Rare silver and copper inlaid bronze depicting a standing Mahakala. Classical example of the so called "Pala revival", widely favoured in the early Qing period and especially during Qianlong reign (1736 - 1796), this elegant figure shows a high quality goldsmith technique, as seen also in the smallest details. Sino - tibetan art, probably end of 18th / early 19th century or later. H. cm. 18
For a comparison with a closely related 18th century example in the British Museum, very similar in casting and patina, but much smaller and lacking the precious inlays characterising our item, see photos nr. 4 and 5 (Courtesy of British Museum, all rights reserved).

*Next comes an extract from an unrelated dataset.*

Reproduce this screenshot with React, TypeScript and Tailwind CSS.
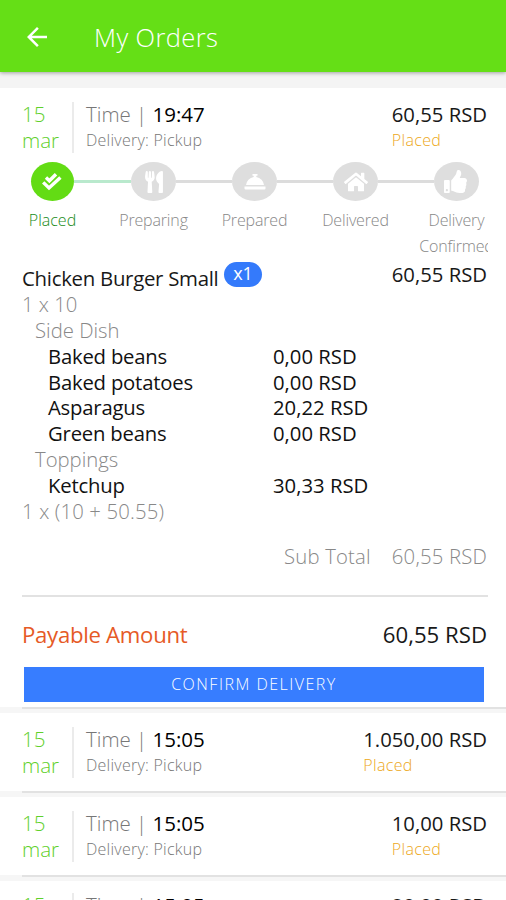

This image can also be found at this link: http://www.britishmuseum.org/research/collection_online/collection_object_details/collection_image_gallery.aspx?assetId=106816001&objectId=225171&partId=1#more-views
For another similar example, labelled as 17th - 18th century, see also Himalayanart.org, item nr. 13487, sold at Sothebys New York, 22nd march 2018, in the following link: https://himalayanart.org/items/13487
The use of copper and silver inlays in this kind of ritual sculptures comes from a very antique tradition. First used in the Pala statuary, this technique has been imported in Tibet in the early phase of himalayan art, becoming widely adopted during the 14th and 15th century. The revival of Pala style during Qing era is well described in literature, but, despite of this, till today only a few is known about the images that show the technique of precious metal inlays after the Ming reign.